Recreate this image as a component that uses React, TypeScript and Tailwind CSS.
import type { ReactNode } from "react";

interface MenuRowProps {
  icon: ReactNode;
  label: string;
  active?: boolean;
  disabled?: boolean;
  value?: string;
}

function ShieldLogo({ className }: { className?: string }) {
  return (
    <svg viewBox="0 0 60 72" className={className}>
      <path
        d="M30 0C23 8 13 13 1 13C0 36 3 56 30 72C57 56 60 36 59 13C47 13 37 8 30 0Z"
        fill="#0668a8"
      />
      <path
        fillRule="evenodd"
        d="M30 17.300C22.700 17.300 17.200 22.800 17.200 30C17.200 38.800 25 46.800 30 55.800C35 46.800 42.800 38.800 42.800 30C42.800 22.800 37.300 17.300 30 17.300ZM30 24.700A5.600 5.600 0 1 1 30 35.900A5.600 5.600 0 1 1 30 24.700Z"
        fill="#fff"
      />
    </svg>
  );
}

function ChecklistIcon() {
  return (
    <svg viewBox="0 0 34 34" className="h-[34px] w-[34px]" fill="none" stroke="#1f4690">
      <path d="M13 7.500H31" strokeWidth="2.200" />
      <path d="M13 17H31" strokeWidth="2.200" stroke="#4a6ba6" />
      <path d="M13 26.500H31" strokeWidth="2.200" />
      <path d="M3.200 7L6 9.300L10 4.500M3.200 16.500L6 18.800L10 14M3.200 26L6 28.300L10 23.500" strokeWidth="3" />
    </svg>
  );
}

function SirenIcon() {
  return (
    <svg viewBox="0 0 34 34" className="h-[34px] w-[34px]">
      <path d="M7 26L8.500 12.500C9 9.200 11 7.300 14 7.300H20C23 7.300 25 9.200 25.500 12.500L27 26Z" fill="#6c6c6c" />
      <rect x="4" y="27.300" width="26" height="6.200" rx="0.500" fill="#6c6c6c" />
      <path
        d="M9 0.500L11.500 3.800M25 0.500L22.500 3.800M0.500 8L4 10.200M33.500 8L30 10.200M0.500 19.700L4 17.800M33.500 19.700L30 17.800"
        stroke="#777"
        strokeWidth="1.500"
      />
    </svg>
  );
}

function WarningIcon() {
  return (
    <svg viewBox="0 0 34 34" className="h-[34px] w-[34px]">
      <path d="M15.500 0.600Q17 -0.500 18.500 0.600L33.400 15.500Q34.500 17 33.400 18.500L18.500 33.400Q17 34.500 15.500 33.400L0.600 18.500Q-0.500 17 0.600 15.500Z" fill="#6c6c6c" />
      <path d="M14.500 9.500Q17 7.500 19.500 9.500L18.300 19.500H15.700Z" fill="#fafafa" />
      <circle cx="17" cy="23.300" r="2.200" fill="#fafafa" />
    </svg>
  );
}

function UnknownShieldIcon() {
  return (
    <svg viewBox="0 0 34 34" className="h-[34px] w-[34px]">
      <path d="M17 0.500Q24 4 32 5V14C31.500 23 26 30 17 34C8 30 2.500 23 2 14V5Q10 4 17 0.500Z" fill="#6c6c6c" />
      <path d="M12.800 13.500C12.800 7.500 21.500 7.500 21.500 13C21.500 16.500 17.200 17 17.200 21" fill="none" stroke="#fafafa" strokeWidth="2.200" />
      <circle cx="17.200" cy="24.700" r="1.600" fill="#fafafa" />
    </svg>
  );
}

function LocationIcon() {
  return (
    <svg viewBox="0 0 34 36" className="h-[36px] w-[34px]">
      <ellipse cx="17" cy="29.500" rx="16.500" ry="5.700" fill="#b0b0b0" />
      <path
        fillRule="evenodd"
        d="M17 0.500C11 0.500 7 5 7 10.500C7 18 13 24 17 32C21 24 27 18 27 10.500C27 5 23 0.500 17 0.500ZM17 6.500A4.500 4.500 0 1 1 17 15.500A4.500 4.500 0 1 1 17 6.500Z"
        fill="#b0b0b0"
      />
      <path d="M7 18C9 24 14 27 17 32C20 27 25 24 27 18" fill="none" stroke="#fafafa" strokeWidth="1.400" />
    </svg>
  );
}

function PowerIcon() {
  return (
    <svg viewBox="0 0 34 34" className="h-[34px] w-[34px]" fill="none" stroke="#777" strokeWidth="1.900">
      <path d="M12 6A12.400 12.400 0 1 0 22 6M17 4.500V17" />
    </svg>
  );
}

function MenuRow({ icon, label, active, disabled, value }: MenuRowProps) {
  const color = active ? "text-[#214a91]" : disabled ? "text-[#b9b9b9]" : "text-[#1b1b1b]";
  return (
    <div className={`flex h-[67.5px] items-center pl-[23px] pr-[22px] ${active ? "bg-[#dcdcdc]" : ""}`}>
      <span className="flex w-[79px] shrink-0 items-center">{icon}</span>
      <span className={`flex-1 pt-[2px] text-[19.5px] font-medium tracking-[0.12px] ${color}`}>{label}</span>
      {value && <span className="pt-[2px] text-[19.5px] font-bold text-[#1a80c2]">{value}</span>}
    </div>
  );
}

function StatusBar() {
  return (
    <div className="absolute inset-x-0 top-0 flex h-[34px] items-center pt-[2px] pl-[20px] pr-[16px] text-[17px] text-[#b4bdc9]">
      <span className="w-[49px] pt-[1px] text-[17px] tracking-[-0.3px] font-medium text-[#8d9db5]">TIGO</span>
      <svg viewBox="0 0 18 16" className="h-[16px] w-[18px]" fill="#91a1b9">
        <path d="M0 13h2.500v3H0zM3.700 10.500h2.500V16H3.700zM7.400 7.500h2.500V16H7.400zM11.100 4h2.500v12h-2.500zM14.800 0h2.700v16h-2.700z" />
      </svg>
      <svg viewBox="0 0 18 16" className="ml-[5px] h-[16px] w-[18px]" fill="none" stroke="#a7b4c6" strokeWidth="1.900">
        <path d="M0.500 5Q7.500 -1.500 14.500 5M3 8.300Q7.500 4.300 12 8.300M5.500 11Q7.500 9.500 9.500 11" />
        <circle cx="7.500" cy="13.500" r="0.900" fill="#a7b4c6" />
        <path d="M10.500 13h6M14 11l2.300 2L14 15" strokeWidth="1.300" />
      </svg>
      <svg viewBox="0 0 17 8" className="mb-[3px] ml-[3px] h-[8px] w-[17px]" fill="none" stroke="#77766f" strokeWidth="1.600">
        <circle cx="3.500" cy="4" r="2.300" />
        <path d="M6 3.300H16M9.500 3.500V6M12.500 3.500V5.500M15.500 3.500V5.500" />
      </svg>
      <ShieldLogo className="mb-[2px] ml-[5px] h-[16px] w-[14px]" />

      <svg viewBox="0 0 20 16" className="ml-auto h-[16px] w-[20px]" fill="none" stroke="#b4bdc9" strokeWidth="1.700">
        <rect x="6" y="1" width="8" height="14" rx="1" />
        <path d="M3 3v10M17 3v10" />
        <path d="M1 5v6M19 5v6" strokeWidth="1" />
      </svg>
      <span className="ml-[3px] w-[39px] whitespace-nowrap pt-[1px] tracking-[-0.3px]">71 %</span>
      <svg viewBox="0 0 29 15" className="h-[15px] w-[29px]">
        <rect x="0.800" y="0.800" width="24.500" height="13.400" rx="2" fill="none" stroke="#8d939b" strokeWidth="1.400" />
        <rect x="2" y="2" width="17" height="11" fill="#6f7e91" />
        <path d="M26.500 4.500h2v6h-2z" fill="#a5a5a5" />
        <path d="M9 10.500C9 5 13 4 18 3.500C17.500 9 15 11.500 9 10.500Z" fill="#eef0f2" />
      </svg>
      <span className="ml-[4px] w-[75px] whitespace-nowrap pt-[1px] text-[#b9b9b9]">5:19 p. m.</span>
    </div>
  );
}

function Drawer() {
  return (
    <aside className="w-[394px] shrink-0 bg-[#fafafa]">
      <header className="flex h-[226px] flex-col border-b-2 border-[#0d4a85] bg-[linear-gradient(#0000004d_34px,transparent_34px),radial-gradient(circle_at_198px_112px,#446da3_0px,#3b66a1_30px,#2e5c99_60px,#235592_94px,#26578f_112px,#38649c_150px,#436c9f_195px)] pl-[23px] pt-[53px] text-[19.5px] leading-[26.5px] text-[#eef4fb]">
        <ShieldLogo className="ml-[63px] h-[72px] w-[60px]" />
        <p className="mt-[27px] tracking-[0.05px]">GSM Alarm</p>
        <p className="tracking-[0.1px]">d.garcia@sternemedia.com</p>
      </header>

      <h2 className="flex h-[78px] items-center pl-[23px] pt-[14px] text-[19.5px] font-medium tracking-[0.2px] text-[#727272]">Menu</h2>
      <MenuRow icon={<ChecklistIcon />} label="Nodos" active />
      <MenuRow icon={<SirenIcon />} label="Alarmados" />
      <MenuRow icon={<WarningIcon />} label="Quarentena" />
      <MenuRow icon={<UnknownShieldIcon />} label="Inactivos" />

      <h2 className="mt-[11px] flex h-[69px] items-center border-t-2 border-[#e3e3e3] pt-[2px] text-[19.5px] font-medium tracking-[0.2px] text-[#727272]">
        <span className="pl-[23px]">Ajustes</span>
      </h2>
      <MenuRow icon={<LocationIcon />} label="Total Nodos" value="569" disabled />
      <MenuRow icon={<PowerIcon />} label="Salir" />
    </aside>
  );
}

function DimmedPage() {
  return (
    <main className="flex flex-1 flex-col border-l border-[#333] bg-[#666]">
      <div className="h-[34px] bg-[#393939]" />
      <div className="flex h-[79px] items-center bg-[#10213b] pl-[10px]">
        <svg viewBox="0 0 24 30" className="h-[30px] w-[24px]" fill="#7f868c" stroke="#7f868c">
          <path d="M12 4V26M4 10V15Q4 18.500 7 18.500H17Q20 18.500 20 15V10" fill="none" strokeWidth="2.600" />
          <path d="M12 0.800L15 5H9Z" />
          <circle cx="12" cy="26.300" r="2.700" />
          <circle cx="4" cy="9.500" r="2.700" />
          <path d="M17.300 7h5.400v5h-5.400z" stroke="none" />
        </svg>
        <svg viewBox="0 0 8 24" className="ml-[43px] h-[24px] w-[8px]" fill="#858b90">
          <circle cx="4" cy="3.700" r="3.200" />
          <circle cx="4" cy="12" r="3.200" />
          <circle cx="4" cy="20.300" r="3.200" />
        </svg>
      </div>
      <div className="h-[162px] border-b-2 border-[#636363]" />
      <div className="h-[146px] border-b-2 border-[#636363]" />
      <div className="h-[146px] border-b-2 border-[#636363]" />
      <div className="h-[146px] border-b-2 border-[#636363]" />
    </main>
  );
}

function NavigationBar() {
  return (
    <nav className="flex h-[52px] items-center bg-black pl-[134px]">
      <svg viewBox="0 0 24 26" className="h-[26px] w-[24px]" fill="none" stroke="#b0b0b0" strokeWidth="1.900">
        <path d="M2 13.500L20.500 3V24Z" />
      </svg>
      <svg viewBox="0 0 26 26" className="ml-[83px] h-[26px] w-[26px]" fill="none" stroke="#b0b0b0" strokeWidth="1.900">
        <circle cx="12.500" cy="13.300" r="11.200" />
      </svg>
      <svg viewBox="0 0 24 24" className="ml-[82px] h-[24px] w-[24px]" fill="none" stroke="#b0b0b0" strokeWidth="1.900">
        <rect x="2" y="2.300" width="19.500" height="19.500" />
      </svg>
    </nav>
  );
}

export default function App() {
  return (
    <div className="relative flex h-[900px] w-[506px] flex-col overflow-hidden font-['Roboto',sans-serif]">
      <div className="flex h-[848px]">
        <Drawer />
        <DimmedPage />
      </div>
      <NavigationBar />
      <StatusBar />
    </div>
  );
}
...
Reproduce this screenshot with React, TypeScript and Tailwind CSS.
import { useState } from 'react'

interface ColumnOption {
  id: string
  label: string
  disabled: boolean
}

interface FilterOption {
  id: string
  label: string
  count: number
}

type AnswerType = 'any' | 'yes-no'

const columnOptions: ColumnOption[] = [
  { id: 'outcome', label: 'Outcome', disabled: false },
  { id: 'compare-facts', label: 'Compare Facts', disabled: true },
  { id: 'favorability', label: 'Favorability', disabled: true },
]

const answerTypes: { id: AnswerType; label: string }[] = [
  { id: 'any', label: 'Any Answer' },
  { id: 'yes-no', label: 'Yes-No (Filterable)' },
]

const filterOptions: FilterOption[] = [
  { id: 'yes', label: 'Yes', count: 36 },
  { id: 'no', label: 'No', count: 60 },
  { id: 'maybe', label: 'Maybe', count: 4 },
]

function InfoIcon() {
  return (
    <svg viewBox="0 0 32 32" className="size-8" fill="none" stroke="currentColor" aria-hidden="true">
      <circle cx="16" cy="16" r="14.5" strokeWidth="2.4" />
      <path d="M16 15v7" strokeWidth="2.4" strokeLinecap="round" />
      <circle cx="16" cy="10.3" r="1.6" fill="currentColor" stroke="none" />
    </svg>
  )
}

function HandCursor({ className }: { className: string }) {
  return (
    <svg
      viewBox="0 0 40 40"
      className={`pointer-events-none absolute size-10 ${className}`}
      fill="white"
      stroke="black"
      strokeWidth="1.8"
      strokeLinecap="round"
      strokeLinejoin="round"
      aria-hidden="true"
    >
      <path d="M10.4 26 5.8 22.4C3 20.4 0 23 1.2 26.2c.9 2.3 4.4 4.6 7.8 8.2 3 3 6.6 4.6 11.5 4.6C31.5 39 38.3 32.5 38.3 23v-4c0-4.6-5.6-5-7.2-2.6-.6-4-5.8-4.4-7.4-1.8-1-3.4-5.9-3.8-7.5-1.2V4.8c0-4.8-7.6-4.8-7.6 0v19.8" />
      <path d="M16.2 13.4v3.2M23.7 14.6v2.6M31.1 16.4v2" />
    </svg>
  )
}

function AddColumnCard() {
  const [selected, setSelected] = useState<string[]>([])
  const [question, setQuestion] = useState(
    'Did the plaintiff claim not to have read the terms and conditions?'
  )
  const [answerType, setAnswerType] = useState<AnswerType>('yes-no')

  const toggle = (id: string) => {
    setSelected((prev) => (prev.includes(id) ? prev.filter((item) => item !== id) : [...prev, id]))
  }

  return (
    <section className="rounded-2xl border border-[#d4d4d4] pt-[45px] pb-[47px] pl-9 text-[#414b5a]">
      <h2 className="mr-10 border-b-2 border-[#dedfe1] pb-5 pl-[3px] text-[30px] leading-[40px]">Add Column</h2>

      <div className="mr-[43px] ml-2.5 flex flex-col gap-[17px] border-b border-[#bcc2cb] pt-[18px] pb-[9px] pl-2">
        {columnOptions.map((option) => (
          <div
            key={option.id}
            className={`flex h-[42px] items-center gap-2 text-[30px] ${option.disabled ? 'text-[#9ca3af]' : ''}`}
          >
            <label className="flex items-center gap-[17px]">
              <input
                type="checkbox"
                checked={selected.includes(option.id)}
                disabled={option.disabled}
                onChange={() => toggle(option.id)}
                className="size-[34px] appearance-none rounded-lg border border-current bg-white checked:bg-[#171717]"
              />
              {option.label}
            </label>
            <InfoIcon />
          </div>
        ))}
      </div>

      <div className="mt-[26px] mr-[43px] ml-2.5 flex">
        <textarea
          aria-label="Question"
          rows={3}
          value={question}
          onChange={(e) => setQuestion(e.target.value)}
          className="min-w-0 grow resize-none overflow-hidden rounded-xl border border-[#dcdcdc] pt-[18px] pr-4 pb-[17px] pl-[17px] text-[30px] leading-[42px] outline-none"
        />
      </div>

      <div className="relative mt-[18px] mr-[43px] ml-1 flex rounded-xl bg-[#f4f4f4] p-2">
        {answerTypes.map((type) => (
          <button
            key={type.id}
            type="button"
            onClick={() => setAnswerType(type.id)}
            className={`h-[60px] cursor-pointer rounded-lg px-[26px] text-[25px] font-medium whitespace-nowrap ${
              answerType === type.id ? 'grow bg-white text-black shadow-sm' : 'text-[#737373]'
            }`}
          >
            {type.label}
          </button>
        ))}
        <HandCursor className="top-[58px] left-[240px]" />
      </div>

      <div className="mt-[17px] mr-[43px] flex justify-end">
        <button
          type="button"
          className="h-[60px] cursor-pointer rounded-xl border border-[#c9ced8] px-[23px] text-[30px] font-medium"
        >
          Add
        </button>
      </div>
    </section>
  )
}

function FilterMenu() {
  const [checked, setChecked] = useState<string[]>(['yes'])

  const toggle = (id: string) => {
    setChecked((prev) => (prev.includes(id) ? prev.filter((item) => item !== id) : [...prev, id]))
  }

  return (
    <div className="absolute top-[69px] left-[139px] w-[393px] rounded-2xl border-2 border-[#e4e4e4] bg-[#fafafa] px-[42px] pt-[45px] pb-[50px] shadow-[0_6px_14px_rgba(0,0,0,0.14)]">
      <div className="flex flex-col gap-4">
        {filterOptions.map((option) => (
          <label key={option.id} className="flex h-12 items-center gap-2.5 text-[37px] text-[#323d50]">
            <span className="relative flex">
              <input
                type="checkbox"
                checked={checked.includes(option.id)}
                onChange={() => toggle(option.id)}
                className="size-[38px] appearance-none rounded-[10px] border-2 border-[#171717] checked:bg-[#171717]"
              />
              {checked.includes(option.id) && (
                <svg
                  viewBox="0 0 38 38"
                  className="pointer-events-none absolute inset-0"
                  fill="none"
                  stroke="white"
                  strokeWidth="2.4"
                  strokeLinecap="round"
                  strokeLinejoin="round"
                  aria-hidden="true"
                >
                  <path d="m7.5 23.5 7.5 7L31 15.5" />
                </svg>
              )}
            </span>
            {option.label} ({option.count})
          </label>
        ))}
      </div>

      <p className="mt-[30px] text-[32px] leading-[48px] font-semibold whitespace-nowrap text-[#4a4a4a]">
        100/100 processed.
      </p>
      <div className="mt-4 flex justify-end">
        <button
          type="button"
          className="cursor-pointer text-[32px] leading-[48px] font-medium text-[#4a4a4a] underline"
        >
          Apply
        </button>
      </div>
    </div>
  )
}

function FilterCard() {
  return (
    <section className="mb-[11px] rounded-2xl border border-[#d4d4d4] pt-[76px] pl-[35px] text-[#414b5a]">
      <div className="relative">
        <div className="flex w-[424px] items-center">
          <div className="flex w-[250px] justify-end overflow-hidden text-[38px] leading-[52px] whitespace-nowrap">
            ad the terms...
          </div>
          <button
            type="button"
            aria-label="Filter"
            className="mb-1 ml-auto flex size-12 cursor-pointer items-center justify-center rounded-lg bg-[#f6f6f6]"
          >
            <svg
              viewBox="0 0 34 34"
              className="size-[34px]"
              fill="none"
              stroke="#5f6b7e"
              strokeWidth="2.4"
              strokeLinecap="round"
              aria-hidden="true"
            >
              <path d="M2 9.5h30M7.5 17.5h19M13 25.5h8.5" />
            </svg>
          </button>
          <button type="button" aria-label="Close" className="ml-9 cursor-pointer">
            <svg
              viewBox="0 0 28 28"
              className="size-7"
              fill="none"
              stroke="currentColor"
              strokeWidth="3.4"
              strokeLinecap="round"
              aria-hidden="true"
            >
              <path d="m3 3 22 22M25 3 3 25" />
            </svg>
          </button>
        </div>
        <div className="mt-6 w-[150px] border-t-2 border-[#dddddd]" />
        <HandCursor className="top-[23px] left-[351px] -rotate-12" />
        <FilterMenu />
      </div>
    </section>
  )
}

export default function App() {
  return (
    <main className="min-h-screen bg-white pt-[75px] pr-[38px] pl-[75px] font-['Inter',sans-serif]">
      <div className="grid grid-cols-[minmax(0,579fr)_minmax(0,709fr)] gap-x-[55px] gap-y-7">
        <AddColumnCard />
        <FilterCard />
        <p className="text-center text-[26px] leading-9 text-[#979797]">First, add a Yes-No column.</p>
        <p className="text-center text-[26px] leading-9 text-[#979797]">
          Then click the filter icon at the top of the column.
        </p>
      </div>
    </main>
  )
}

* **Required work**
Go through the material and copy out every line with "Tailwind" in it.

* **Exercise output**
Recreate this image as a component that uses React, TypeScript and Tailwind CSS.
Reproduce this screenshot with React, TypeScript and Tailwind CSS.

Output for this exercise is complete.